> Stored data
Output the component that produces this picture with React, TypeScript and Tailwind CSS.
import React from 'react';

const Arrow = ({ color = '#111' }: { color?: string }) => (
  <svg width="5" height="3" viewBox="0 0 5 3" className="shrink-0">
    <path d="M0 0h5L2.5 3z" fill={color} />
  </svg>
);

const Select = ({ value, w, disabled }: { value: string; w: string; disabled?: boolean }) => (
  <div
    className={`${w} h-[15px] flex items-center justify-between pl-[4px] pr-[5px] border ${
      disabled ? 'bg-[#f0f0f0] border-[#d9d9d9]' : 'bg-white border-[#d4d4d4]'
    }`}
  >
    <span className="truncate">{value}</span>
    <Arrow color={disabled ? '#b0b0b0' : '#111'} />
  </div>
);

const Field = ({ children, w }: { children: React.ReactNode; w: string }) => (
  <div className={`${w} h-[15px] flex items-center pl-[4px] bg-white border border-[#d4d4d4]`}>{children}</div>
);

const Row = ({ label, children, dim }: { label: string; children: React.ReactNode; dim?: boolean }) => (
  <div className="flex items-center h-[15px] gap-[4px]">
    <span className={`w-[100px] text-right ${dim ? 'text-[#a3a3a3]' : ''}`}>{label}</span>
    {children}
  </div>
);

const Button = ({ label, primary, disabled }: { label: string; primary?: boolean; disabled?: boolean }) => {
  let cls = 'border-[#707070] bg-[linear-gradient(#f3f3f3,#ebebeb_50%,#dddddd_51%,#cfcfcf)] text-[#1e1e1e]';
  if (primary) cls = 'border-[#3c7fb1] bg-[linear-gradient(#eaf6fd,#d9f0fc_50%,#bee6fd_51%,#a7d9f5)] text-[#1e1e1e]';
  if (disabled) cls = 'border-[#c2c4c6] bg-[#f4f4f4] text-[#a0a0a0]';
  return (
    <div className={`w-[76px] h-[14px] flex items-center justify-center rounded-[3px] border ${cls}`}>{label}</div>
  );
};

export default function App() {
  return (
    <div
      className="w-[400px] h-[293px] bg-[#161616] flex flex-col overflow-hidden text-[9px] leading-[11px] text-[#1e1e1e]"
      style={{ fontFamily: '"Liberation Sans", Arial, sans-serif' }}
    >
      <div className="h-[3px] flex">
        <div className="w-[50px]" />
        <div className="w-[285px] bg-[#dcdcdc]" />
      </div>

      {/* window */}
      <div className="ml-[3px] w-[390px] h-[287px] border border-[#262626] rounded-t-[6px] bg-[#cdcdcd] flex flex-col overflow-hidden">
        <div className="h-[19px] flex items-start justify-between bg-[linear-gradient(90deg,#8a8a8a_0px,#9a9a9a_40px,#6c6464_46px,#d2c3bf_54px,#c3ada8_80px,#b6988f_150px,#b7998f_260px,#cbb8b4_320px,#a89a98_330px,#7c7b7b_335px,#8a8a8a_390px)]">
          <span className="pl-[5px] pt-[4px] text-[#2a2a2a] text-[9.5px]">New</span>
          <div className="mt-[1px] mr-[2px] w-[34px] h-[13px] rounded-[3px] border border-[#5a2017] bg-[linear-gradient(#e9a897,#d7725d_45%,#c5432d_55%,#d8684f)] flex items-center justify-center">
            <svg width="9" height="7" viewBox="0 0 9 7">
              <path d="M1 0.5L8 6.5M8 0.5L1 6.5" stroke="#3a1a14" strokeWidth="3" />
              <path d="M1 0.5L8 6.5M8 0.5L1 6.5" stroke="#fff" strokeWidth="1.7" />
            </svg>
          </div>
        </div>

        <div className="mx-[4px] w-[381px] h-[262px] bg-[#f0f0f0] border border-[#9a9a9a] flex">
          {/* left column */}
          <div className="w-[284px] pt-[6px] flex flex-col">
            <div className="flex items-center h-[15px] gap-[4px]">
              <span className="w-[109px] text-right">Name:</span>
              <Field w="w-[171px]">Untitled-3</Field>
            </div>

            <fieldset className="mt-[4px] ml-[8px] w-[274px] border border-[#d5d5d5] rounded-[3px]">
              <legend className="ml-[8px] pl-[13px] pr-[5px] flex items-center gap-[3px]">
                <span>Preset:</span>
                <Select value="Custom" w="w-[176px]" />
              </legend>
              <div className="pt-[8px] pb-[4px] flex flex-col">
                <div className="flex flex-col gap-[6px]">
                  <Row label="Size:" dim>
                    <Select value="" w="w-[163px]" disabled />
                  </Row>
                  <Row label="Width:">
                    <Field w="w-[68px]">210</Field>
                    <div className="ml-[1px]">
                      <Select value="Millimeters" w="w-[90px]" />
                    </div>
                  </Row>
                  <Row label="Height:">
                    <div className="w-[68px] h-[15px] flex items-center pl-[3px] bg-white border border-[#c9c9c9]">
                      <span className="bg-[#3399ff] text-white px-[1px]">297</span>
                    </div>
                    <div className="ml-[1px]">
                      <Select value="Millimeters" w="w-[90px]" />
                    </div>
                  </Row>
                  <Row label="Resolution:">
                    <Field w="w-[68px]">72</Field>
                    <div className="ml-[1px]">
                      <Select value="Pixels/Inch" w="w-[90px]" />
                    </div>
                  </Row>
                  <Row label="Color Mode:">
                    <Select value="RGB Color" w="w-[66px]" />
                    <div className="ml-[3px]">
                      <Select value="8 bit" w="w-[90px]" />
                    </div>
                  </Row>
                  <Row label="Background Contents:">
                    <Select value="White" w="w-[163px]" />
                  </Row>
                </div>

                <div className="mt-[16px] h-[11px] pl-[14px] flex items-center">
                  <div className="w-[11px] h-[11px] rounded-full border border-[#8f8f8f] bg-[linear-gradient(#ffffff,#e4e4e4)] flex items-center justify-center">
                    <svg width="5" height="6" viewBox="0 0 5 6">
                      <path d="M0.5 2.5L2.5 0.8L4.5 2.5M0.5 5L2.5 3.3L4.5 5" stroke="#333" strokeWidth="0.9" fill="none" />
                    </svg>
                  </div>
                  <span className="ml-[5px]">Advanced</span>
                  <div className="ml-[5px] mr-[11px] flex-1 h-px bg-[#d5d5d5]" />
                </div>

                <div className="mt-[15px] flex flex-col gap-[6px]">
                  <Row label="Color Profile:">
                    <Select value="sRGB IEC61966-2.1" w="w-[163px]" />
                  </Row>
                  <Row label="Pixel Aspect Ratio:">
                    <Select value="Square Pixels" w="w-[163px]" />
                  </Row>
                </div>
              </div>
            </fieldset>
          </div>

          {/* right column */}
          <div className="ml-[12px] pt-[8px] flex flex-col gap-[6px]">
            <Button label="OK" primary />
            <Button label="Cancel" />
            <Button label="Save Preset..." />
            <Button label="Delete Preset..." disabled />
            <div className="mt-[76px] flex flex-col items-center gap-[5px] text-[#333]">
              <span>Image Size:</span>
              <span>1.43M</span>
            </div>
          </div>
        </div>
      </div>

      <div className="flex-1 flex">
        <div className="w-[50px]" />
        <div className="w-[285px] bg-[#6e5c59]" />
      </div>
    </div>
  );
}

> Directions
Look at the material above and copy, word for word, its lines from the first through the one containing "import React from 'react';".

> Complete answer
Output the component that produces this picture with React, TypeScript and Tailwind CSS.
import React from 'react';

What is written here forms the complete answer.